■ **DATASET EXTRACT**
***
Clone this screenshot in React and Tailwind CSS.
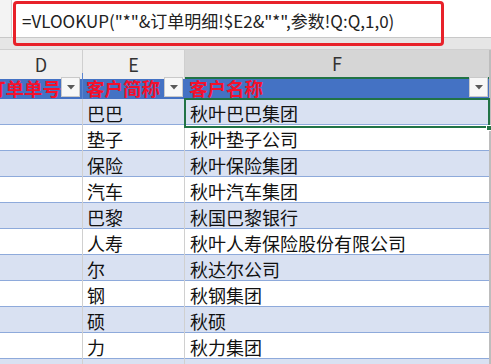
import React from "react";

const rows = [
  ["巴巴", "秋叶巴巴集团"],
  ["垫子", "秋叶垫子公司"],
  ["保险", "秋叶保险集团"],
  ["汽车", "秋叶汽车集团"],
  ["巴黎", "秋国巴黎银行"],
  ["人寿", "秋叶人寿保险股份有限公司"],
  ["尔", "秋达尔公司"],
  ["钢", "秋钢集团"],
  ["硕", "秋硕"],
  ["力", "秋力集团"],
];

function FilterButton() {
  return (
    <div className="w-[19px] h-[20px] mt-[2px] bg-[#f7f7f7] border border-[#c9c9c9] flex items-center justify-center shrink-0">
      <svg width="8" height="5" viewBox="0 0 8 5">
        <path d="M0 0 L8 0 L4 4.5 Z" fill="#595959" />
      </svg>
    </div>
  );
}

export default function App() {
  return (
    <div
      className="relative w-[491px] h-[364px] overflow-hidden bg-white"
      style={{ fontFamily: '"Noto Sans CJK SC", "Noto Sans", sans-serif' }}
    >
      {/* Formula bar */}
      <div className="flex h-[38px] border-b border-[#c8c8c8]">
        <div className="w-[12px] bg-[#f3f3f3] border-r border-[#d4d4d4]" />
        <div className="flex-1 flex items-center pl-[10px] pt-[5px] text-[17px] text-[#222] whitespace-nowrap">
          =VLOOKUP("*"&amp;订单明细!$E2&amp;"*",参数!Q:Q,1,0)
        </div>
      </div>
      <div className="h-[12px] bg-[#e6e6e6] border-b border-[#d0d0d0]" />

      {/* Column letters */}
      <div className="grid grid-cols-[83px_102px_304px_2px] h-[23px] text-[18px] text-[#333]">
        <div className="bg-[#efefef] border-r border-[#cfcfcf] flex items-center justify-center">D</div>
        <div className="bg-[#efefef] border-r border-[#cfcfcf] flex items-center justify-center">E</div>
        <div className="bg-[#d6d6d6] border-b-2 border-[#217346] flex items-center justify-center">F</div>
        <div className="bg-[#bdbdbd]" />
      </div>

      {/* Table header */}
      <div className="grid grid-cols-[83px_102px_304px_2px] h-[26px] bg-[#4472c4] text-[18.5px] font-bold text-[#f5102c]">
        <div className="flex items-center overflow-hidden pr-[2px] border-r border-[#5b84cf]">
          <span className="ml-[-13px] flex-1 whitespace-nowrap leading-[20px] mt-[3px]">订单单号</span>
          <FilterButton />
        </div>
        <div className="flex items-center overflow-hidden pl-[3px] pr-[2px]">
          <span className="flex-1 whitespace-nowrap leading-[20px] mt-[3px]">客户简称</span>
          <FilterButton />
        </div>
        <div className="flex items-center overflow-hidden pl-[4px] pr-[1px]">
          <span className="flex-1 whitespace-nowrap leading-[20px] mt-[3px]">客户名称</span>
          <FilterButton />
        </div>
        <div className="bg-[#bdbdbd]" />
      </div>

      {/* Data rows */}
      {rows.map(([short, full], i) => (
        <div
          key={short}
          className={`grid grid-cols-[83px_102px_304px_2px] h-[26px] border-b border-[#8eaadb] text-[18px] text-[#111] ${
            i % 2 === 0 ? "bg-[#d9e1f2]" : "bg-white"
          }`}
        >
          <div className="border-r border-[#d0d0d0]" />
          <div className="border-r border-[#d0d0d0] flex items-center pl-[4px] pt-[1px] whitespace-nowrap">{short}</div>
          <div className="relative flex items-center pl-[5px] pt-[1px] whitespace-nowrap">
            {full}
            {i === 0 && (
              <>
                <div className="absolute inset-[-1px] border-2 border-[#217346]" />
                <div className="absolute right-[-3px] bottom-[-4px] w-[6px] h-[6px] bg-[#217346] border border-white" />
              </>
            )}
          </div>
          <div className="bg-[#bdbdbd]" />
        </div>
      ))}
      <div className="grid grid-cols-[83px_102px_304px_2px] h-[10px] bg-[#d9e1f2]">
        <div className="border-r border-[#d0d0d0]" />
        <div className="border-r border-[#d0d0d0]" />
        <div />
        <div className="bg-[#bdbdbd]" />
      </div>

      {/* Red annotation box */}
      <div className="absolute left-[13px] top-[1px] w-[431px] h-[45px] border-[3px] border-[#e8222a] rounded-[4px]" />
    </div>
  );
}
***
Reproduce the full listing faithfully, but do not carry over any pictures.

Clone this screenshot in React and Tailwind CSS.
import React from "react";

const rows = [
  ["巴巴", "秋叶巴巴集团"],
  ["垫子", "秋叶垫子公司"],
  ["保险", "秋叶保险集团"],
  ["汽车", "秋叶汽车集团"],
  ["巴黎", "秋国巴黎银行"],
  ["人寿", "秋叶人寿保险股份有限公司"],
  ["尔", "秋达尔公司"],
  ["钢", "秋钢集团"],
  ["硕", "秋硕"],
  ["力", "秋力集团"],
];

function FilterButton() {
  return (
    <div className="w-[19px] h-[20px] mt-[2px] bg-[#f7f7f7] border border-[#c9c9c9] flex items-center justify-center shrink-0">
      <svg width="8" height="5" viewBox="0 0 8 5">
        <path d="M0 0 L8 0 L4 4.5 Z" fill="#595959" />
      </svg>
    </div>
  );
}

export default function App() {
  return (
    <div
      className="relative w-[491px] h-[364px] overflow-hidden bg-white"
      style={{ fontFamily: '"Noto Sans CJK SC", "Noto Sans", sans-serif' }}
    >
      {/* Formula bar */}
      <div className="flex h-[38px] border-b border-[#c8c8c8]">
        <div className="w-[12px] bg-[#f3f3f3] border-r border-[#d4d4d4]" />
        <div className="flex-1 flex items-center pl-[10px] pt-[5px] text-[17px] text-[#222] whitespace-nowrap">
          =VLOOKUP("*"&amp;订单明细!$E2&amp;"*",参数!Q:Q,1,0)
        </div>
      </div>
      <div className="h-[12px] bg-[#e6e6e6] border-b border-[#d0d0d0]" />

      {/* Column letters */}
      <div className="grid grid-cols-[83px_102px_304px_2px] h-[23px] text-[18px] text-[#333]">
        <div className="bg-[#efefef] border-r border-[#cfcfcf] flex items-center justify-center">D</div>
        <div className="bg-[#efefef] border-r border-[#cfcfcf] flex items-center justify-center">E</div>
        <div className="bg-[#d6d6d6] border-b-2 border-[#217346] flex items-center justify-center">F</div>
        <div className="bg-[#bdbdbd]" />
      </div>

      {/* Table header */}
      <div className="grid grid-cols-[83px_102px_304px_2px] h-[26px] bg-[#4472c4] text-[18.5px] font-bold text-[#f5102c]">
        <div className="flex items-center overflow-hidden pr-[2px] border-r border-[#5b84cf]">
          <span className="ml-[-13px] flex-1 whitespace-nowrap leading-[20px] mt-[3px]">订单单号</span>
          <FilterButton />
        </div>
        <div className="flex items-center overflow-hidden pl-[3px] pr-[2px]">
          <span className="flex-1 whitespace-nowrap leading-[20px] mt-[3px]">客户简称</span>
          <FilterButton />
        </div>
        <div className="flex items-center overflow-hidden pl-[4px] pr-[1px]">
          <span className="flex-1 whitespace-nowrap leading-[20px] mt-[3px]">客户名称</span>
          <FilterButton />
        </div>
        <div className="bg-[#bdbdbd]" />
      </div>

      {/* Data rows */}
      {rows.map(([short, full], i) => (
        <div
          key={short}
          className={`grid grid-cols-[83px_102px_304px_2px] h-[26px] border-b border-[#8eaadb] text-[18px] text-[#111] ${
            i % 2 === 0 ? "bg-[#d9e1f2]" : "bg-white"
          }`}
        >
          <div className="border-r border-[#d0d0d0]" />
          <div className="border-r border-[#d0d0d0] flex items-center pl-[4px] pt-[1px] whitespace-nowrap">{short}</div>
          <div className="relative flex items-center pl-[5px] pt-[1px] whitespace-nowrap">
            {full}
            {i === 0 && (
              <>
                <div className="absolute inset-[-1px] border-2 border-[#217346]" />
                <div className="absolute right-[-3px] bottom-[-4px] w-[6px] h-[6px] bg-[#217346] border border-white" />
              </>
            )}
          </div>
          <div className="bg-[#bdbdbd]" />
        </div>
      ))}
      <div className="grid grid-cols-[83px_102px_304px_2px] h-[10px] bg-[#d9e1f2]">
        <div className="border-r border-[#d0d0d0]" />
        <div className="border-r border-[#d0d0d0]" />
        <div />
        <div className="bg-[#bdbdbd]" />
      </div>

      {/* Red annotation box */}
      <div className="absolute left-[13px] top-[1px] w-[431px] h-[45px] border-[3px] border-[#e8222a] rounded-[4px]" />
    </div>
  );
}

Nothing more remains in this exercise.